Growing 2D materials directly onto a silicon CMOS wafer has posed a major challenge because the process usually requires temperatures of about 600 °C, while silicon transistors and circuits could break down when heated above 400 °C. The researchers have now developed a low-temperature growth process that does not damage the chip. The technology allows 2D semiconductor transistors to be directly integrated on top of standard silicon circuits.
In the past, researchers have grown 2D materials elsewhere and then transferred them onto a chip or a wafer. This often causes imperfections that hamper the performance of the final devices and circuits. Also, transferring the material smoothly becomes extremely difficult at wafer-scale. By contrast, this new process grows a smooth, highly uniform layer across an entire 8-inch wafer.
The new technology is also able to significantly reduce the time it takes to grow these materials. While previous approaches required more than a day to grow a single layer of 2D materials, the new approach can grow a uniform layer of TMD material in less than an hour over entire 8-inch wafers.
Due to its rapid speed and high uniformity, the new technology enabled the researchers to successfully integrate a 2D material layer onto much larger surfaces than has been previously demonstrated. This makes their method well suited for use in commercial applications, where wafers that are 8 inches or larger are key.
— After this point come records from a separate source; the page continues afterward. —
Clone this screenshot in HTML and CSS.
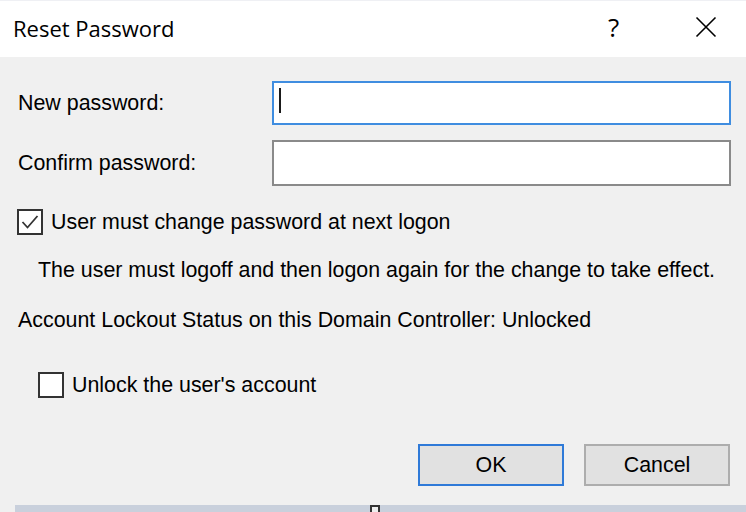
FILE: index.html
```html
<!DOCTYPE html>
<html>
<head>
<meta charset="utf-8">
<link rel="stylesheet" href="styles.css">
</head>
<body>
<div class="dialog">
  <div class="titlebar">
    <span class="title">Reset Password</span>
    <span class="help">?</span>
    <span class="close">
      <svg width="22" height="22" viewBox="0 0 22 22"><path d="M1.5 1.5 L20.5 20.5 M20.5 1.5 L1.5 20.5" stroke="#000" stroke-width="1.6" fill="none"/></svg>
    </span>
  </div>
  <div class="content">
    <div class="field row1">
      <label class="label">New password:</label>
      <div class="input focused"><span class="caret"></span></div>
    </div>
    <div class="field row2">
      <label class="label">Confirm password:</label>
      <div class="input"></div>
    </div>
    <div class="check row3">
      <span class="box">
        <svg width="22" height="22" viewBox="0 0 22 22"><path d="M3.5 11 L8.5 16.5 L18.5 5" stroke="#333" stroke-width="1.8" fill="none"/></svg>
      </span>
      <span class="text">User must change password at next logon</span>
    </div>
    <div class="note">The user must logoff and then logon again for the change to take effect.</div>
    <div class="status">Account Lockout Status on this Domain Controller: Unlocked</div>
    <div class="check row4">
      <span class="box"></span>
      <span class="text">Unlock the user's account</span>
    </div>
    <div class="buttons">
      <button class="btn default">OK</button>
      <button class="btn">Cancel</button>
    </div>
  </div>
  <div class="bottom"><span class="grip"></span></div>
</div>
</body>
</html>
```

FILE: styles.css
```css
* { box-sizing: border-box; }
html, body { margin: 0; padding: 0; }
body {
  width: 746px;
  height: 512px;
  overflow: hidden;
  background: #f0f0f0;
  font-family: "Liberation Sans", Arial, sans-serif;
  font-size: 21.4px;
  color: #000;
}
.dialog { display: flex; flex-direction: column; height: 512px; }
.titlebar {
  height: 57px;
  background: #fff;
  border-top: 1px solid #eff0f4;
  display: flex;
  align-items: center;
  padding-left: 13px;
  flex-shrink: 0;
}
.title {
  font-family: "Open Sans", "Noto Sans", sans-serif;
  font-size: 22px;
  flex: 1;
  padding-bottom: 2px;
}
.help {
  font-family: "Open Sans", sans-serif;
  font-size: 26px;
  width: 87px;
  padding-bottom: 4px;
}
.close { width: 51px; display: flex; padding-bottom: 4px; }
.content { padding-left: 18px; padding-right: 16px; display: flex; flex-direction: column; }
.field { display: flex; align-items: center; }
.label { width: 254px; flex-shrink: 0; }
.row1 { margin-top: 24px; height: 44px; }
.row2 { margin-top: 15px; height: 46px; }
.input {
  width: 459px;
  flex-shrink: 0;
  height: 100%;
  background: #fff;
  border: 2px solid #8a8a8a;
  display: flex;
  align-items: center;
  padding-left: 5px;
}
.input.focused { border-color: #3f8de0; }
.caret { width: 2px; height: 25px; background: #1a1a1a; margin-top: -6px; }
.check { display: flex; align-items: center; height: 26px; }
.box {
  width: 26px;
  height: 26px;
  border: 2px solid #333;
  background: #fff;
  display: flex;
  align-items: center;
  justify-content: center;
  margin-right: 8px;
  flex-shrink: 0;
}
.row3 { margin-top: 23px; margin-left: -1px; }
.note { margin-top: 23px; height: 24px; line-height: 24px; margin-left: 20px; }
.status { margin-top: 26px; height: 24px; line-height: 24px; }
.row4 { margin-top: 40px; margin-left: 20px; }
.buttons { display: flex; justify-content: flex-end; gap: 20px; margin-top: 46px; }
.btn {
  width: 146px;
  height: 42px;
  background: #e1e1e1;
  border: 2px solid #adadad;
  font-family: "Liberation Sans", Arial, sans-serif;
  font-size: 21.4px;
  color: #000;
  padding: 0;
}
.btn.default { border-color: #2f7ad8; }
.bottom {
  margin-top: auto;
  height: 7px;
  margin-left: 15px;
  background: #c9d0dc;
  position: relative;
}
.grip {
  position: absolute;
  left: 355px;
  top: 0;
  width: 10px;
  height: 7px;
  border: 2px solid #333;
  border-bottom: none;
  background: #eee;
}
```
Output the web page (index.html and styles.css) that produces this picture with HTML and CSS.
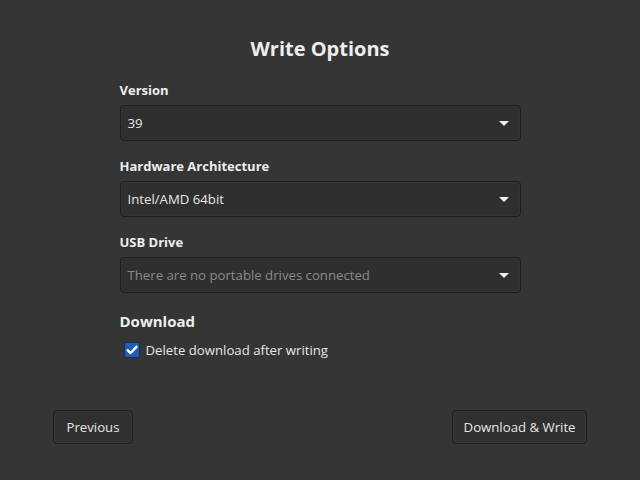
FILE: index.html
```html
<!DOCTYPE html>
<html>
<head>
<meta charset="utf-8">
<link rel="stylesheet" href="styles.css">
</head>
<body>
<div class="page">
  <main class="options">
    <h1 class="title">Write Options</h1>
    <label class="field-label">Version</label>
    <div class="combo"><span class="combo-text">39</span><span class="arrow"></span></div>
    <label class="field-label">Hardware Architecture</label>
    <div class="combo"><span class="combo-text">Intel/AMD 64bit</span><span class="arrow"></span></div>
    <label class="field-label">USB Drive</label>
    <div class="combo"><span class="combo-text placeholder">There are no portable drives connected</span><span class="arrow"></span></div>
    <h2 class="section">Download</h2>
    <div class="check-row">
      <span class="checkbox"><svg width="12" height="10" viewBox="0 0 12 10"><path d="M1.5 5.2 L4.5 8 L10.5 1.8" fill="none" stroke="#fff" stroke-width="2.4" stroke-linecap="round" stroke-linejoin="round"/></svg></span>
      <span class="check-text">Delete download after writing</span>
    </div>
  </main>
  <footer class="footer">
    <button class="btn btn-prev">Previous</button>
    <button class="btn btn-next">Download &amp; Write</button>
  </footer>
</div>
</body>
</html>
```
FILE: styles.css
```css
html, body {
  margin: 0;
  padding: 0;
  background: #353535;
}
body {
  font-family: "Open Sans", "Noto Sans", sans-serif;
  color: #e8e8e8;
}
.page {
  height: 480px;
  display: flex;
  flex-direction: column;
}
.options {
  width: 401px;
  margin: 0 auto;
  padding-top: 35px;
  display: flex;
  flex-direction: column;
}
.title {
  margin: 0 0 18px;
  font-size: 20px;
  line-height: 28px;
  font-weight: 700;
  text-align: center;
  color: #eeeeee;
}
.field-label {
  font-size: 13px;
  line-height: 18px;
  font-weight: 700;
  color: #eeeeee;
  margin-bottom: 6px;
}
.combo {
  height: 36px;
  box-sizing: border-box;
  border: 1px solid #1e1e1e;
  border-radius: 4px;
  background: #2f2f2f;
  box-shadow: inset 0 0 0 1px #333;
  display: flex;
  align-items: center;
  justify-content: space-between;
  padding: 0 11px 0 7px;
  margin-bottom: 16px;
}
.combo-text {
  font-size: 13.2px;
  color: #e6e6e6;
}
.combo-text.placeholder {
  color: #8a8a8a;
}
.arrow {
  width: 0;
  height: 0;
  border-left: 5px solid transparent;
  border-right: 5px solid transparent;
  border-top: 5px solid #f0f0f0;
}
.section {
  margin: 2px 0 9px;
  font-size: 15px;
  line-height: 20px;
  font-weight: 700;
  color: #eeeeee;
}
.check-row {
  display: flex;
  align-items: center;
  height: 20px;
  padding-left: 4px;
}
.checkbox {
  width: 16px;
  height: 16px;
  box-sizing: border-box;
  border: 1px solid #0f2f5c;
  border-radius: 3px;
  background: #1f5db7;
  display: flex;
  align-items: center;
  justify-content: center;
  margin-right: 6px;
}
.check-text {
  font-size: 13.2px;
  color: #e6e6e6;
}
.footer {
  margin-top: auto;
  margin-bottom: 36px;
  padding: 0 53px;
  display: flex;
  justify-content: space-between;
}
.btn {
  height: 34px;
  box-sizing: border-box;
  border: 1px solid #1e1e1e;
  border-radius: 4px;
  background: #303030;
  box-shadow: inset 0 0 0 1px #383838;
  color: #e6e6e6;
  font-family: "Open Sans", "Noto Sans", sans-serif;
  font-size: 13.2px;
  padding: 0 12.5px;
}
.btn-next {
  padding: 0 10.5px;
}
```
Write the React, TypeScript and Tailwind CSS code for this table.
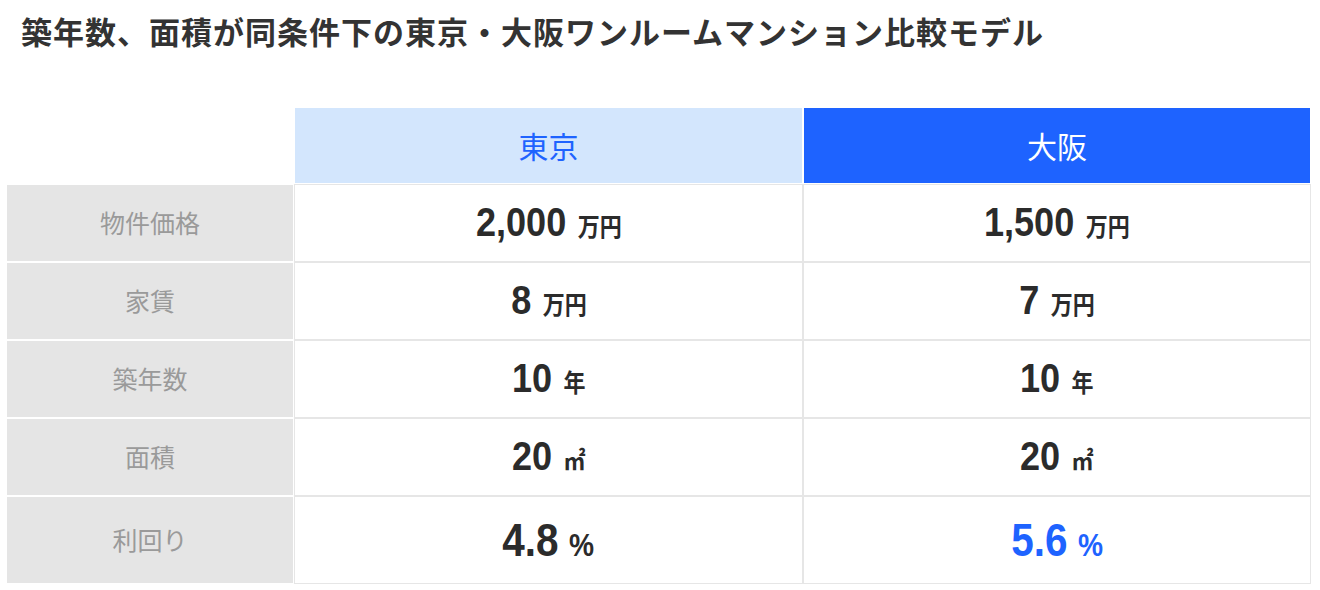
import React from "react";

type Row = {
  label: string;
  tokyo: string;
  osaka: string;
  unit: string;
  last?: boolean;
};

const rows: Row[] = [
  { label: "物件価格", tokyo: "2,000", osaka: "1,500", unit: "万円" },
  { label: "家賃", tokyo: "8", osaka: "7", unit: "万円" },
  { label: "築年数", tokyo: "10", osaka: "10", unit: "年" },
  { label: "面積", tokyo: "20", osaka: "20", unit: "㎡" },
  { label: "利回り", tokyo: "4.8", osaka: "5.6", unit: "%", last: true },
];

const jp = "font-['Noto_Sans_CJK_JP','Noto_Sans',sans-serif]";
const num = "font-['Liberation_Sans','Arial',sans-serif]";

const Value = ({ value, unit, last, blue }: { value: string; unit: string; last?: boolean; blue?: boolean }) => (
  <td
    className={`border border-[#e6e6e6] bg-white text-center align-middle ${last ? "h-[88px]" : "h-[78px]"} ${
      blue ? "text-[#1e63ff]" : "text-[#2b2b2b]"
    }`}
  >
    <span className="inline-block origin-center scale-x-[0.88]">
      <span className={`${num} font-bold ${last ? "text-[46px]" : "text-[41px]"}`}>{value}</span>
      {unit === "%" ? (
        <span className={`${num} ml-[12px] text-[32px] font-bold`}>%</span>
      ) : (
        <span className={`${jp} ml-[13px] text-[25px] font-bold`}>{unit}</span>
      )}
    </span>
  </td>
);

const App = () => {
  return (
    <div className={`w-[1320px] h-[590px] bg-white ${jp}`}>
      <h1 className="pl-[21px] pt-[11px] text-[31px] leading-[40px] font-bold tracking-[1px] text-[#333]">
        築年数、面積が同条件下の東京・大阪ワンルームマンション比較モデル
      </h1>
      <table className="ml-[6px] mt-[56px] w-[1305px] table-fixed border-separate border-spacing-0">
        <colgroup>
          <col className="w-[288px]" />
          <col className="w-[509px]" />
          <col className="w-[508px]" />
        </colgroup>
        <thead>
          <tr>
            <th className="h-[77px]"></th>
            <th className="h-[77px] border border-white bg-[#d3e6fd] text-[30px] font-normal text-[#1e63ff]">
              東京
            </th>
            <th className="h-[77px] border border-white bg-[#1e63ff] text-[30px] font-normal text-white">
              大阪
            </th>
          </tr>
        </thead>
        <tbody>
          {rows.map((r) => (
            <tr key={r.label}>
              <td className="border border-white bg-[#e5e5e5] text-center align-middle text-[25px] text-[#9a9a9a]">
                {r.label}
              </td>
              <Value value={r.tokyo} unit={r.unit} last={r.last} />
              <Value value={r.osaka} unit={r.unit} last={r.last} blue={r.last} />
            </tr>
          ))}
        </tbody>
      </table>
    </div>
  );
};

export default App;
“Using 2D materials is a powerful way to increase the density of an integrated circuit. What we are doing is like constructing a multistory building. If you have only one floor, which is the conventional case, it won’t hold many people. But with more floors, the building will hold more people. Thanks to the heterogenous integration we are working on, we have silicon as the first floor and then we can have many floors of 2D materials directly integrated on top,” said Jiadi Zhu, an electrical engineering and computer science graduate student and co-lead author of a paper on this new technique.